In every instance, the investigators found the city presented no evidence that these criteria “were necessary to meeting a legitimate, important goal integral to the city’s mission.” Whether intentional or not, the investigators said the city offered no reasonable evidence the criteria were needed.
Transit riders wishing to access the mall or other businesses near it have to walk about 1.5 miles from the Wright State University bus stop to the mall entrance. Part of the walk is along the six-lane North Fairfield Road from Colonel Glenn Highway to Pentagon Boulevard, where there is no sidewalk.
The highway administration letter made four recommendations to bring the city into compliance.
- Develop and implement a Transit Stops Application process that does not discriminate whether intentionally or unintentionally.
- The Ohio Department of Transportation will monitor Beavercreek and provide technical assistance.

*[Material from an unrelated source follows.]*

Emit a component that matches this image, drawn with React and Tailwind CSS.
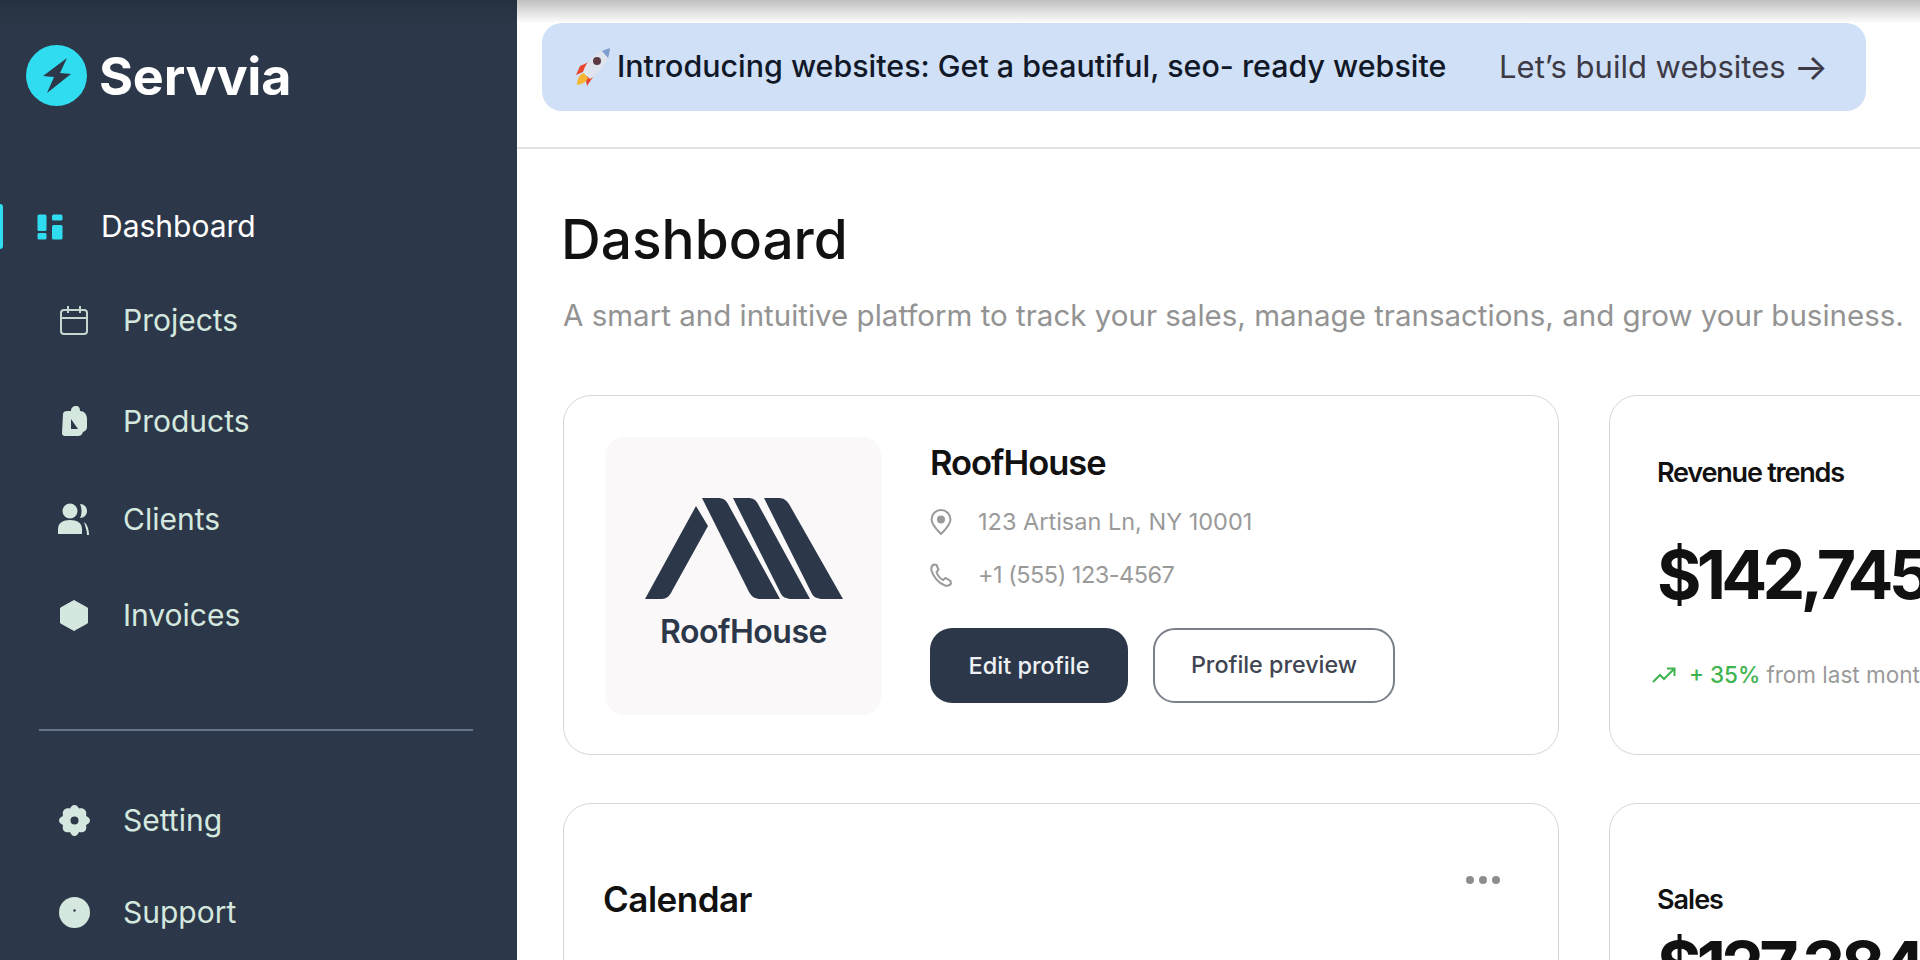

- The Federal Highway Transportation Ohio Division Office will coordinate with ODOT to ensure that Beavercreek develops and implements the Title VI compliance process.
- The city will re-hear RTA's proposal for three bus stops and will not require the transit company to meet additional design criteria imposed by the council in March 2011.
“The intention of this letter is to provide the city with an opportunity to correct the Title VI noncompliance …informally through the recommendations listed above,” Warren S. Whitlock, associate administrator for Civil Rights in the U.S. Department of Transportation, Federal Highway Administration, wrote.
Beavercreek has 90 days to come into compliance or the highway administration “may seek to effect compliance through suspension or termination of federal highway financial assistance to the city…,” the letter stated.
Mark Doneghy, executive director of RTA said he’s pleased the Federal High Administration confirmed the transit authority’s position regarding the bus stops.
“Our focus at this point will be to support the effort to achieve compliance as a partner with the city. We look forward to that happening as soon as possible,” Doneghy said Thursday.